Beyond reallocation of funding, how can we truly stop racist policing? How would we be certain that the next time a person is gunned down by police, that cop is brought to justice? How can we prevent these murders from occurring in the first place? Stop the Station demands full democratic control of the police by an elected board with power over hiring and disciplinary policy as well as power to, subpoena, review budget priorities, and how police are deployed. This demand has been extremely popular in the community when knocking on doors and setting up community tables, a regular practice of our coalition. We have found that when our campaign pairs social questions of racism, police violence, and a lack of democracy in our city with economic questions, like the roots of crime, funding clear community needs, and taxing big businesses to pay for it, working people are excited and support us, even when they do not agree with every aspect. 

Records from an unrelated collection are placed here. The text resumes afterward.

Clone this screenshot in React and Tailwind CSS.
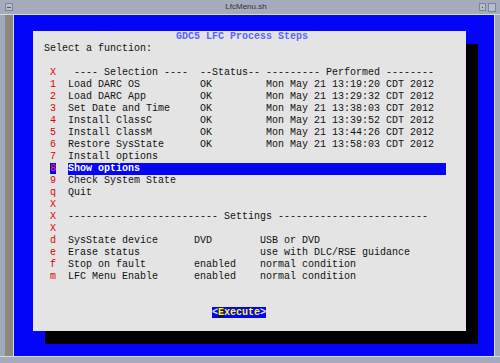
import React from 'react'

const pad = (s, n) => s.padEnd(n, ' ')

const steps = [
  ['1', 'Load DARC OS', 'OK', 'Mon May 21 13:19:20 CDT 2012'],
  ['2', 'Load DARC App', 'OK', 'Mon May 21 13:29:32 CDT 2012'],
  ['3', 'Set Date and Time', 'OK', 'Mon May 21 13:38:03 CDT 2012'],
  ['4', 'Install ClassC', 'OK', 'Mon May 21 13:39:52 CDT 2012'],
  ['5', 'Install ClassM', 'OK', 'Mon May 21 13:44:26 CDT 2012'],
  ['6', 'Restore SysState', 'OK', 'Mon May 21 13:58:03 CDT 2012'],
  ['7', 'Install options', '', '']
]

const settings = [
  ['d', 'SysState device', 'DVD', 'USB or DVD'],
  ['e', 'Erase status', '', 'use with DLC/RSE guidance'],
  ['f', 'Stop on fault', 'enabled', 'normal condition'],
  ['m', 'LFC Menu Enable', 'enabled', 'normal condition']
]

function Line({ k, children, keyClass = 'text-[#e00000]' }) {
  return (
    <div className="h-3 leading-3 whitespace-pre">
      {' '}
      <span className={keyClass}>{k || ' '}</span>
      {'  '}
      {children}
    </div>
  )
}

export default function App() {
  return (
    <div className="w-[500px] h-[363px] flex flex-col bg-[#a3abbd] overflow-hidden">
      {/* title bar */}
      <div className="h-[14px] flex items-center relative">
        <div className="ml-[5px] w-[8px] h-[8px] border border-[#7c8496] bg-[#b4bccd] flex items-center justify-center">
          <div className="w-[4px] h-px bg-[#555]" />
        </div>
        <div className="flex-1 text-center text-[8px] leading-[14px] text-[#333] font-['Liberation_Sans',sans-serif]">
          LfcMenu.sh
        </div>
        <div className="w-[7px] h-[8px] border border-[#7c8496] bg-[#b4bccd] flex items-center justify-center mr-[2px]">
          <div className="w-px h-px bg-[#444]" />
        </div>
        <div className="w-[8px] h-[9px] border border-[#7c8496] bg-[#b4bccd] mr-[4px]" />
      </div>
      <div className="h-px bg-[#d6dae3]" />

      <div className="flex flex-1">
        <div className="w-[5px] bg-[#a0a8ba]" />
        <div className="w-[8px] bg-[#8c897f]" />
        <div className="w-px bg-[#d6dae3]" />

        {/* terminal */}
        <div className="flex-1 bg-[#0404fa] pl-[19px] pt-[16px]">
          <div className="w-[433px] h-[300px] bg-[#e4e4e4] shadow-[12px_13px_0_0_#000] pl-[11px] font-['Liberation_Mono',monospace] text-[10px] text-[#111]">
            <div className="h-3 leading-3 whitespace-pre">
              {pad('', 22)}
              <span className="text-[#5a62ff] font-bold">GDC5 LFC Process Steps</span>
            </div>
            <div className="h-3 leading-3">Select a function:</div>
            <div className="h-3" />
            <Line k="X">{' ---- Selection ----  --Status-- --------- Performed --------'}</Line>
            {steps.map(([k, name, st, date]) => (
              <Line key={k} k={k}>
                {pad(name, 22) + pad(st, 11) + date}
              </Line>
            ))}
            <div className="h-3 leading-3 whitespace-pre">
              {' '}
              <span className="bg-[#0404fa] text-[#ff3030]">8</span>
              {'  '}
              <span className="inline-block w-[378px] h-3 bg-[#0404fa] text-white font-bold">Show options</span>
            </div>
            <Line k="9">Check System State</Line>
            <Line k="q">Quit</Line>
            <Line k="X" />
            <Line k="X">{'-'.repeat(25) + ' Settings ' + '-'.repeat(25)}</Line>
            <Line k="X" />
            {settings.map(([k, name, val, note]) => (
              <Line key={k} k={k}>
                {pad(name, 21) + pad(val, 11) + note}
              </Line>
            ))}
            <div className="h-3" />
            <div className="h-3" />
            <div className="h-3 leading-3 whitespace-pre">
              {pad('', 28)}
              <span className="bg-[#0404fa] font-bold">
                <span className="text-[#e8e8ff]">{'<'}</span>
                <span className="bg-[#10105a] text-[#ffff00]">E</span>
                <span className="text-[#ffff00]">xecute</span>
                <span className="text-[#e8e8ff]">{'>'}</span>
              </span>
            </div>
          </div>
        </div>

        <div className="w-px bg-[#d6dae3]" />
        <div className="w-[5px] bg-[#a0a8ba]" />
      </div>
      <div className="h-px bg-[#d6dae3]" />
      <div className="h-[6px]" />
    </div>
  )
}
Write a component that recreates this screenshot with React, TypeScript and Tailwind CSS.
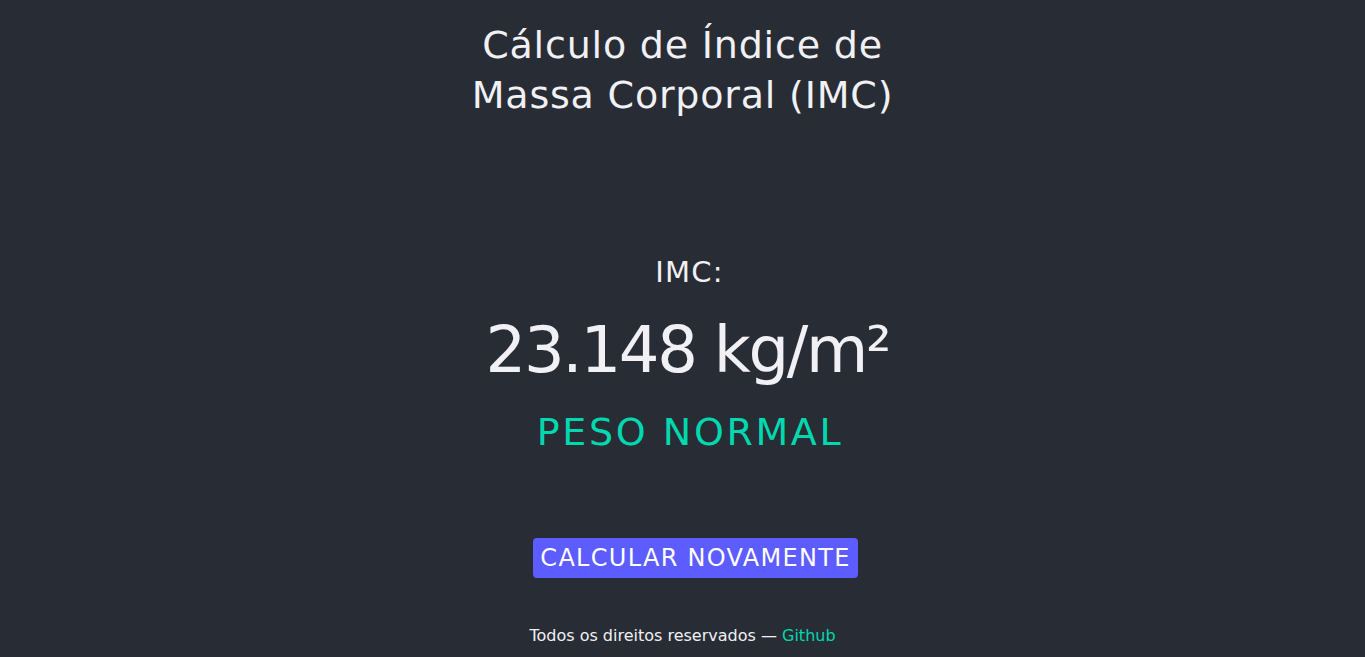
export default function App() {
	return (
		<div
			className="min-h-screen bg-[#282c34] text-[#f0f0f5] flex flex-col items-center text-center"
			style={{ fontFamily: '"DejaVu Sans", "Open Sans", sans-serif' }}
		>
			<h1 className="pt-[20px] text-[38px] leading-[50px] font-normal tracking-[0.8px]">
				Cálculo de Índice de
				<br />
				Massa Corporal (IMC)
			</h1>

			<main className="flex flex-col items-center">
				<p className="mt-[134px] ml-[14px] text-[29px] leading-[36px] tracking-[1.2px]">
					IMC:
				</p>
				<p className="mt-[20px] ml-[10px] text-[64px] leading-[80px] tracking-[-2.3px]">
					23.148 kg/m²
				</p>
				<p className="mt-[18px] ml-[15px] text-[38px] leading-[48px] tracking-[2.6px] text-[#00d8b0]">
					PESO NORMAL
				</p>
				<button className="mt-[82px] ml-[26px] h-[40px] px-[7px] rounded-[4px] bg-[#5c5cff] text-[24px] leading-[40px] tracking-[1.3px] text-white">
					CALCULAR NOVAMENTE
				</button>
			</main>

			<footer className="mt-[46px] text-[16px] leading-[24px]">
				Todos os direitos reservados —{" "}
				<a href="#" className="text-[#00d8b0]">
					Github
				</a>
			</footer>
		</div>
	);
}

Stop the Station has held regular open meetings, as well as rallies and teach-in events attended by hundreds of workers and youth. At all our events and meetings we offer ways for people to plug in immediately. Currently we are organizing for a “People’s Budget Forum” which will call on the mayor and city council members, all of them Democrats and many who call themselves “progressives,” to listen to Pittsburghers speak on what should be prioritized in the budget and respond to the demands of the coalition. Our movement will use this to force them to confirm whether they support affordable housing, public education, and anti-racism, as they have claimed, or if they are accountable only to big business and the police union. We’ll demand they pass a budget that works for working people.

A victory for this movement would have potentially national implications and would set a powerful example of how to wage successful “defund the police” campaigns. Socialists have always played a strong role in movements against racism and today is no different. The power of a united, multiracial working class can not only stop the station, but it can build a new society free of oppression and exploitation.